> _Exercise requirements_: Quote all lines below exactly. Images stay out.

> _Recorded data_:

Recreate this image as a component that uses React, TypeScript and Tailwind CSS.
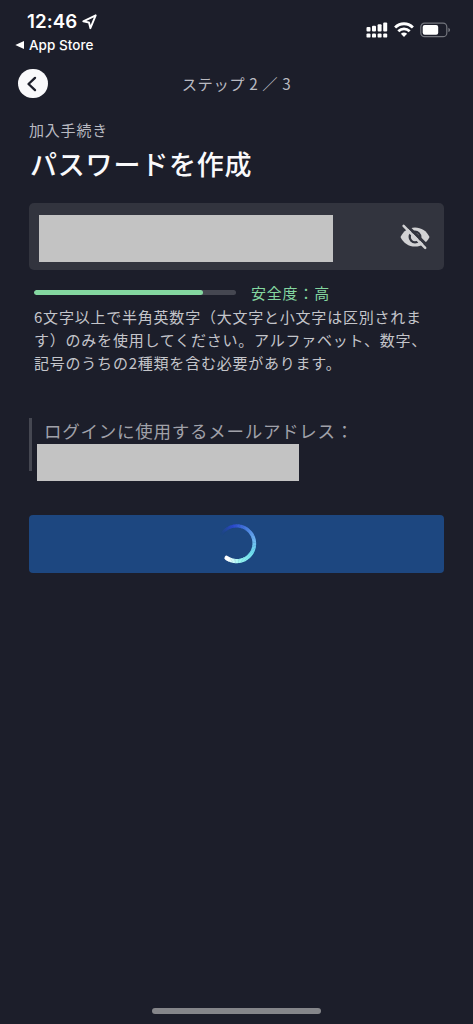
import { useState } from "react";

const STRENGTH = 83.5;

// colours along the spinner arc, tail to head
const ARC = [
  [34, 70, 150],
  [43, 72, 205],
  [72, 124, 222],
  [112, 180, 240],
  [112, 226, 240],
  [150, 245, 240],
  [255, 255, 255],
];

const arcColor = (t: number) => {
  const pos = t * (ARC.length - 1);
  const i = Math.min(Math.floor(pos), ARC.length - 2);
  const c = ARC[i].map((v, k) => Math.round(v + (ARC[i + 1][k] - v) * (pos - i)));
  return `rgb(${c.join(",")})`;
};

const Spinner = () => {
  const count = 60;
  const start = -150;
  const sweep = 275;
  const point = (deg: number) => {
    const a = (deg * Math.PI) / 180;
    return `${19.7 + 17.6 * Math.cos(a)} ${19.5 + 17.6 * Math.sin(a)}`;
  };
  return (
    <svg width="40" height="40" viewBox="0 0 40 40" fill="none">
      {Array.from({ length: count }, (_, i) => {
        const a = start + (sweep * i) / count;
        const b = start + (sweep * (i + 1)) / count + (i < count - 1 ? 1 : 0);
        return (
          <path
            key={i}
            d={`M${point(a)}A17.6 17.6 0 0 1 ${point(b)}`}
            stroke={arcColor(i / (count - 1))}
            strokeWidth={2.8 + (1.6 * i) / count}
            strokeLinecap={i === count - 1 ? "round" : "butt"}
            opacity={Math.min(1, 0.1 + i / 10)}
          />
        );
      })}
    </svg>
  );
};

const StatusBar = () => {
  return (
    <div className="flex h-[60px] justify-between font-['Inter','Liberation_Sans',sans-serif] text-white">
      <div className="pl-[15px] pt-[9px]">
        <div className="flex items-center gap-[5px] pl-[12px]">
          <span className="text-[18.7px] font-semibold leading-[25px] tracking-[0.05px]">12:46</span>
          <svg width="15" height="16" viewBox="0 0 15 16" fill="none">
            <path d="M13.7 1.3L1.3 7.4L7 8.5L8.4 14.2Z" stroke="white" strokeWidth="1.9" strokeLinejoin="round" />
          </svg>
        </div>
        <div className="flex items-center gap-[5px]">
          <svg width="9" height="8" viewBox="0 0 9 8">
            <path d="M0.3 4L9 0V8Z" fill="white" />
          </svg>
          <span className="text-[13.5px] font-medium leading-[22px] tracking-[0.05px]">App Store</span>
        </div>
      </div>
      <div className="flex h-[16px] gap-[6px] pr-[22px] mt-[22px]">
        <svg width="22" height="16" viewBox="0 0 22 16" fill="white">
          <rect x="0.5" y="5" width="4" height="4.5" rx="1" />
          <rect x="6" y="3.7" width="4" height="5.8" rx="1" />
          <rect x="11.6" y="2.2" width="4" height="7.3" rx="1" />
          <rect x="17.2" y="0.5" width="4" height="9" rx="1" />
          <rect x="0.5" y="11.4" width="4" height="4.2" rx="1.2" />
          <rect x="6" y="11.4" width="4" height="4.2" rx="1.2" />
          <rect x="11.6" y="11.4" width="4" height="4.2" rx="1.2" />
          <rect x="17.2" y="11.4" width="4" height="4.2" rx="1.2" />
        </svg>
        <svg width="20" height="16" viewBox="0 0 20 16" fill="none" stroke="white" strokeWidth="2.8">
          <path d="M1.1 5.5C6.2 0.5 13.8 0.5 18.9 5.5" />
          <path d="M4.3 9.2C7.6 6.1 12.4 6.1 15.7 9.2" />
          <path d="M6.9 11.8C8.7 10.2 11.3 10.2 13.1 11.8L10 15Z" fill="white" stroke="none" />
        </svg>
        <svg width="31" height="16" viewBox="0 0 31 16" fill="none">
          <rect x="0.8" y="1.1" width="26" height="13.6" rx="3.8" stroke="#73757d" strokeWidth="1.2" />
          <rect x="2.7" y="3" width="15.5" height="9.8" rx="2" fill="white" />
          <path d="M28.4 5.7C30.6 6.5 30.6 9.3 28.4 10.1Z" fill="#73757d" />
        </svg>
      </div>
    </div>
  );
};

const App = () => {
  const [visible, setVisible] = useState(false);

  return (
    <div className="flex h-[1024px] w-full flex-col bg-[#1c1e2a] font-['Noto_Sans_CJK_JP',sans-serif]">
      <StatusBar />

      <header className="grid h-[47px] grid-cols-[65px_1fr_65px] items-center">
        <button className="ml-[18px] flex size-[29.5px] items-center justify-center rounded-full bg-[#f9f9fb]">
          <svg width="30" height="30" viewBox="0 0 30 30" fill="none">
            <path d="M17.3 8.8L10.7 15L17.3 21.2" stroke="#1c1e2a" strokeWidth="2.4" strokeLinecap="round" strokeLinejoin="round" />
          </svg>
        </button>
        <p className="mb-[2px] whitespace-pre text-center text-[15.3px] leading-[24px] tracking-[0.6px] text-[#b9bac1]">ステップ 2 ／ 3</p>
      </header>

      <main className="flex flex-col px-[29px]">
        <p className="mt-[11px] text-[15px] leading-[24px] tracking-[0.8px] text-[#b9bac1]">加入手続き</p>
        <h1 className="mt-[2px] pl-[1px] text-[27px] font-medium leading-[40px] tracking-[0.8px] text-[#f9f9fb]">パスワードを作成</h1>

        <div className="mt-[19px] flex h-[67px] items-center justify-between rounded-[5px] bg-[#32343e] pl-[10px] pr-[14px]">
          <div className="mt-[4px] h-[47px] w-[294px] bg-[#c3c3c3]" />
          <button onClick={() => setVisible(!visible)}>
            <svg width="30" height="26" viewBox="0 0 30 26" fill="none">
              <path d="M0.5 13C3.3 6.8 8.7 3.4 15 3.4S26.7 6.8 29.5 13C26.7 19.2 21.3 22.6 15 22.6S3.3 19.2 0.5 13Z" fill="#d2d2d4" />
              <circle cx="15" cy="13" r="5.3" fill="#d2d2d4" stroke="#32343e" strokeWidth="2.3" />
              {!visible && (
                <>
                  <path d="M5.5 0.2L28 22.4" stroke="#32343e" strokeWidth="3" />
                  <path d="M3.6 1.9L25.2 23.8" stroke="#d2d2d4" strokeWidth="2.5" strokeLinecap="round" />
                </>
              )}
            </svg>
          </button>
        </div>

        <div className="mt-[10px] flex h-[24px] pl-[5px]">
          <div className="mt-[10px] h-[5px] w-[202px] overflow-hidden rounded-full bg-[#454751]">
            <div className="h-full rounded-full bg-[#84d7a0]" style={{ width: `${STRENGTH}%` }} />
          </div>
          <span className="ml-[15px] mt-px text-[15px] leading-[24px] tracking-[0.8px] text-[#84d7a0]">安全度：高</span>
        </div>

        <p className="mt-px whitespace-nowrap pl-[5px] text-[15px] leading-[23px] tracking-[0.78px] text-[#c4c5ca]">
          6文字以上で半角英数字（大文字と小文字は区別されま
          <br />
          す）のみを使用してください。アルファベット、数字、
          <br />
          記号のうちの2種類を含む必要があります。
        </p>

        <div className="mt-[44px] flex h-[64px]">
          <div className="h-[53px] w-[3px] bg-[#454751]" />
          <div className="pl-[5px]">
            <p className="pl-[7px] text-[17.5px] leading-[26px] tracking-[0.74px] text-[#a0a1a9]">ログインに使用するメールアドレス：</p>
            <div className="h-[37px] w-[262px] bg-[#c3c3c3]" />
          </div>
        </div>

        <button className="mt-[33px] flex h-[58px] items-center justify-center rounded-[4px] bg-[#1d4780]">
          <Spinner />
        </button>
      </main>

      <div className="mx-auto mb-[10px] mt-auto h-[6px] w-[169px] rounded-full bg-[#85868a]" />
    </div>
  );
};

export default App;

> _Exercise solution_:
Recreate this image as a component that uses React, TypeScript and Tailwind CSS.
import { useState } from "react";

const STRENGTH = 83.5;

// colours along the spinner arc, tail to head
const ARC = [
  [34, 70, 150],
  [43, 72, 205],
  [72, 124, 222],
  [112, 180, 240],
  [112, 226, 240],
  [150, 245, 240],
  [255, 255, 255],
];

const arcColor = (t: number) => {
  const pos = t * (ARC.length - 1);
  const i = Math.min(Math.floor(pos), ARC.length - 2);
  const c = ARC[i].map((v, k) => Math.round(v + (ARC[i + 1][k] - v) * (pos - i)));
  return `rgb(${c.join(",")})`;
};

const Spinner = () => {
  const count = 60;
  const start = -150;
  const sweep = 275;
  const point = (deg: number) => {
    const a = (deg * Math.PI) / 180;
    return `${19.7 + 17.6 * Math.cos(a)} ${19.5 + 17.6 * Math.sin(a)}`;
  };
  return (
    <svg width="40" height="40" viewBox="0 0 40 40" fill="none">
      {Array.from({ length: count }, (_, i) => {
        const a = start + (sweep * i) / count;
        const b = start + (sweep * (i + 1)) / count + (i < count - 1 ? 1 : 0);
        return (
          <path
            key={i}
            d={`M${point(a)}A17.6 17.6 0 0 1 ${point(b)}`}
            stroke={arcColor(i / (count - 1))}
            strokeWidth={2.8 + (1.6 * i) / count}
            strokeLinecap={i === count - 1 ? "round" : "butt"}
            opacity={Math.min(1, 0.1 + i / 10)}
          />
        );
      })}
    </svg>
  );
};

const StatusBar = () => {
  return (
    <div className="flex h-[60px] justify-between font-['Inter','Liberation_Sans',sans-serif] text-white">
      <div className="pl-[15px] pt-[9px]">
        <div className="flex items-center gap-[5px] pl-[12px]">
          <span className="text-[18.7px] font-semibold leading-[25px] tracking-[0.05px]">12:46</span>
          <svg width="15" height="16" viewBox="0 0 15 16" fill="none">
            <path d="M13.7 1.3L1.3 7.4L7 8.5L8.4 14.2Z" stroke="white" strokeWidth="1.9" strokeLinejoin="round" />
          </svg>
        </div>
        <div className="flex items-center gap-[5px]">
          <svg width="9" height="8" viewBox="0 0 9 8">
            <path d="M0.3 4L9 0V8Z" fill="white" />
          </svg>
          <span className="text-[13.5px] font-medium leading-[22px] tracking-[0.05px]">App Store</span>
        </div>
      </div>
      <div className="flex h-[16px] gap-[6px] pr-[22px] mt-[22px]">
        <svg width="22" height="16" viewBox="0 0 22 16" fill="white">
          <rect x="0.5" y="5" width="4" height="4.5" rx="1" />
          <rect x="6" y="3.7" width="4" height="5.8" rx="1" />
          <rect x="11.6" y="2.2" width="4" height="7.3" rx="1" />
          <rect x="17.2" y="0.5" width="4" height="9" rx="1" />
          <rect x="0.5" y="11.4" width="4" height="4.2" rx="1.2" />
          <rect x="6" y="11.4" width="4" height="4.2" rx="1.2" />
          <rect x="11.6" y="11.4" width="4" height="4.2" rx="1.2" />
          <rect x="17.2" y="11.4" width="4" height="4.2" rx="1.2" />
        </svg>
        <svg width="20" height="16" viewBox="0 0 20 16" fill="none" stroke="white" strokeWidth="2.8">
          <path d="M1.1 5.5C6.2 0.5 13.8 0.5 18.9 5.5" />
          <path d="M4.3 9.2C7.6 6.1 12.4 6.1 15.7 9.2" />
          <path d="M6.9 11.8C8.7 10.2 11.3 10.2 13.1 11.8L10 15Z" fill="white" stroke="none" />
        </svg>
        <svg width="31" height="16" viewBox="0 0 31 16" fill="none">
          <rect x="0.8" y="1.1" width="26" height="13.6" rx="3.8" stroke="#73757d" strokeWidth="1.2" />
          <rect x="2.7" y="3" width="15.5" height="9.8" rx="2" fill="white" />
          <path d="M28.4 5.7C30.6 6.5 30.6 9.3 28.4 10.1Z" fill="#73757d" />
        </svg>
      </div>
    </div>
  );
};

const App = () => {
  const [visible, setVisible] = useState(false);

  return (
    <div className="flex h-[1024px] w-full flex-col bg-[#1c1e2a] font-['Noto_Sans_CJK_JP',sans-serif]">
      <StatusBar />

      <header className="grid h-[47px] grid-cols-[65px_1fr_65px] items-center">
        <button className="ml-[18px] flex size-[29.5px] items-center justify-center rounded-full bg-[#f9f9fb]">
          <svg width="30" height="30" viewBox="0 0 30 30" fill="none">
            <path d="M17.3 8.8L10.7 15L17.3 21.2" stroke="#1c1e2a" strokeWidth="2.4" strokeLinecap="round" strokeLinejoin="round" />
          </svg>
        </button>
        <p className="mb-[2px] whitespace-pre text-center text-[15.3px] leading-[24px] tracking-[0.6px] text-[#b9bac1]">ステップ 2 ／ 3</p>
      </header>

      <main className="flex flex-col px-[29px]">
        <p className="mt-[11px] text-[15px] leading-[24px] tracking-[0.8px] text-[#b9bac1]">加入手続き</p>
        <h1 className="mt-[2px] pl-[1px] text-[27px] font-medium leading-[40px] tracking-[0.8px] text-[#f9f9fb]">パスワードを作成</h1>

        <div className="mt-[19px] flex h-[67px] items-center justify-between rounded-[5px] bg-[#32343e] pl-[10px] pr-[14px]">
          <div className="mt-[4px] h-[47px] w-[294px] bg-[#c3c3c3]" />
          <button onClick={() => setVisible(!visible)}>
            <svg width="30" height="26" viewBox="0 0 30 26" fill="none">
              <path d="M0.5 13C3.3 6.8 8.7 3.4 15 3.4S26.7 6.8 29.5 13C26.7 19.2 21.3 22.6 15 22.6S3.3 19.2 0.5 13Z" fill="#d2d2d4" />
              <circle cx="15" cy="13" r="5.3" fill="#d2d2d4" stroke="#32343e" strokeWidth="2.3" />
              {!visible && (
                <>
                  <path d="M5.5 0.2L28 22.4" stroke="#32343e" strokeWidth="3" />
                  <path d="M3.6 1.9L25.2 23.8" stroke="#d2d2d4" strokeWidth="2.5" strokeLinecap="round" />
                </>
              )}
            </svg>
          </button>
        </div>

        <div className="mt-[10px] flex h-[24px] pl-[5px]">
          <div className="mt-[10px] h-[5px] w-[202px] overflow-hidden rounded-full bg-[#454751]">
            <div className="h-full rounded-full bg-[#84d7a0]" style={{ width: `${STRENGTH}%` }} />
          </div>
          <span className="ml-[15px] mt-px text-[15px] leading-[24px] tracking-[0.8px] text-[#84d7a0]">安全度：高</span>
        </div>

        <p className="mt-px whitespace-nowrap pl-[5px] text-[15px] leading-[23px] tracking-[0.78px] text-[#c4c5ca]">
          6文字以上で半角英数字（大文字と小文字は区別されま
          <br />
          す）のみを使用してください。アルファベット、数字、
          <br />
          記号のうちの2種類を含む必要があります。
        </p>

        <div className="mt-[44px] flex h-[64px]">
          <div className="h-[53px] w-[3px] bg-[#454751]" />
          <div className="pl-[5px]">
            <p className="pl-[7px] text-[17.5px] leading-[26px] tracking-[0.74px] text-[#a0a1a9]">ログインに使用するメールアドレス：</p>
            <div className="h-[37px] w-[262px] bg-[#c3c3c3]" />
          </div>
        </div>

        <button className="mt-[33px] flex h-[58px] items-center justify-center rounded-[4px] bg-[#1d4780]">
          <Spinner />
        </button>
      </main>

      <div className="mx-auto mb-[10px] mt-auto h-[6px] w-[169px] rounded-full bg-[#85868a]" />
    </div>
  );
};

export default App;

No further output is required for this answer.